Individuals seeking a career as a financial advisor must first get a degree, but there are several paths that you can take. In general, completing a bachelor's or master's degree in business administration and specializing in finance or financial management is the fastest way to receive a relevant education. Common courses students must take include accounting, economics, investments and financial planning. In addition, learning how to analyze a variety of financial statements and analyze risk on investments is also a necessity, but you can learn these skills through a good business administration program.

Step 2: Obtaining a License

After graduation with a proper degree, potential financial advisors must get a state license before they can begin to work. The requirements for this license will vary depending on the state of residence and the type of advising you'll be performing. Financial advisors that sell certain insurance products, for example, must get a license from a state insurance board. If you're interested in becoming a personal financial advisor, you'll also need to register in the state in which you'll be working. Consult your state regulatory bodies or the Securities and Exchange Commission (SEC) for more information on the licenses you need.
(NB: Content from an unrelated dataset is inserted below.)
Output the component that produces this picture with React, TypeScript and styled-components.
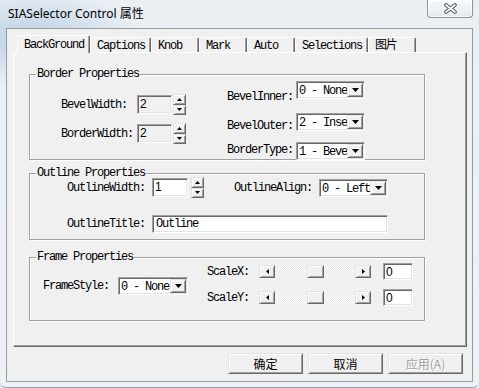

Step 3: Gaining Employment

Financial planners can either work for themselves or for a financial services firm. Either way, you'll need work experience if you want to become certified in the future. In most cases, beginning with a financial services firm will prepare you for eventually striking out on your own in the future. Most people seeking the services of a financial advisor choose to go with a firm or with a certified self-employed advisor. To make your career transition smoother, consider gaining employment with a firm for a few years to gain knowledge and experience before starting your own financial planning business.

Step 4: Continuing Education

To stay current on the industry and useful to your clients, you'll need to prepare for continuing education courses as a financial advisor. This means you might have to enroll in night and weekend courses while working full-time to keep up. Some of the courses you might take include retirement planning, tax planning, investment management and real estate planning. In some cases, colleges and universities offer these courses as a way to prepare financial advisors for certification, but they can also be taken simply to help you keep your skills up to date. In addition, people who want to continue working for financial management firms may decide to take continuing education courses towards their master's degree to be eligible for management opportunities within the firm.

Step 5: Becoming Certified

The last step for people who want to become a financial advisor is to obtain certification from the Certified Financial Planner Board of Standards. The candidate must meet all the eligibility requirements and pass an exam to become certified. Eligibility requirements include a bachelor's or master's degree, and at least three years of work experience. This is why it's a good idea for new financial advisors to work for a firm until they complete the certification process. The exam typically tests for knowledge of subjects such as debt and risk management, retirement planning, liability planning and other topics relevant to financial advising.